The infrastructure to handle cattle in the Tribal Areas are likewise in a poor state and the mechanisms that provided Tribal cattle owners (with 5 million cattle) a guaranteed price for whatever they sold, has collapsed with the CSC. Today on the edge of starvation in the cattle areas, cattle are being sold for $20 to $50 a head to unscrupulous buyers who are exploiting the situation.

I have argued for years now that there is no future for the cattle industry without an institution like the CSC – to no avail. Our political masters are simply disinterested in any solution that does not benefit them personally and institutionally. There are no solutions while they are in power.

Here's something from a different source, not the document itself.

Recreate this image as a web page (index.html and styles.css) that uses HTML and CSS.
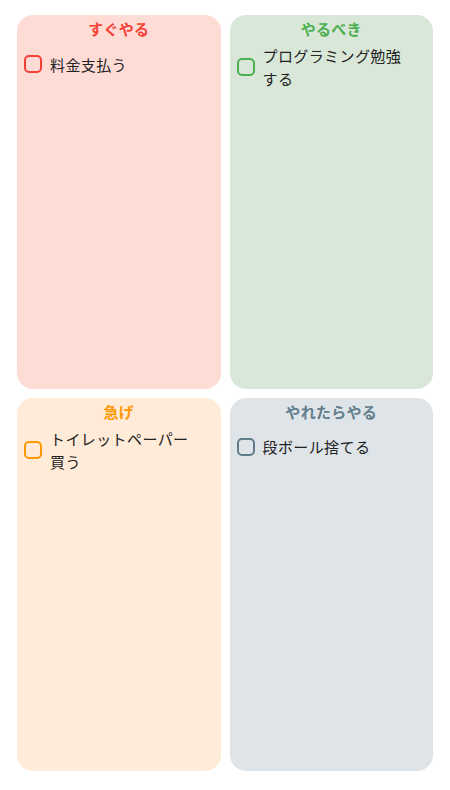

More fundamentally, I ask the question, is there any solution to how we can manage our affairs and mitigate the effects of climate change if we do not look at the much needed fundamental reforms. Communal tribal tenure systems with unfetted access to land resources, has led everywhere to desertification and land degradation. In all areas of the world where individual title that is legal and secure and can be sold on the open market is not possible, deserts are growing and the human populations stagger from crisis to crisis.

We simply have no choice but to find solutions to these fundamental issues. The world is going to have to pay attention to these issues or else we will be unable to meet the needs of our people for food and water. The urgency of this is increased by climate change.

Long term demographic trends show that in the next 50 years the great majority of the world’s population will live in the Cities. The Cities drive the global economy and feeding the Cities are going to require sophisticated agriculture and careful water management. I am not sure there is any future for the small family farm – as has taken place in Europe and the USA, they will be replaced by large industrial style units of production which will use very sophisticated technologies.

Over the past two decades, Zimbabwe has been doing everything wrong and putting it right is not going to be easy, or cheap. But it can only start once we get a complete change of Government.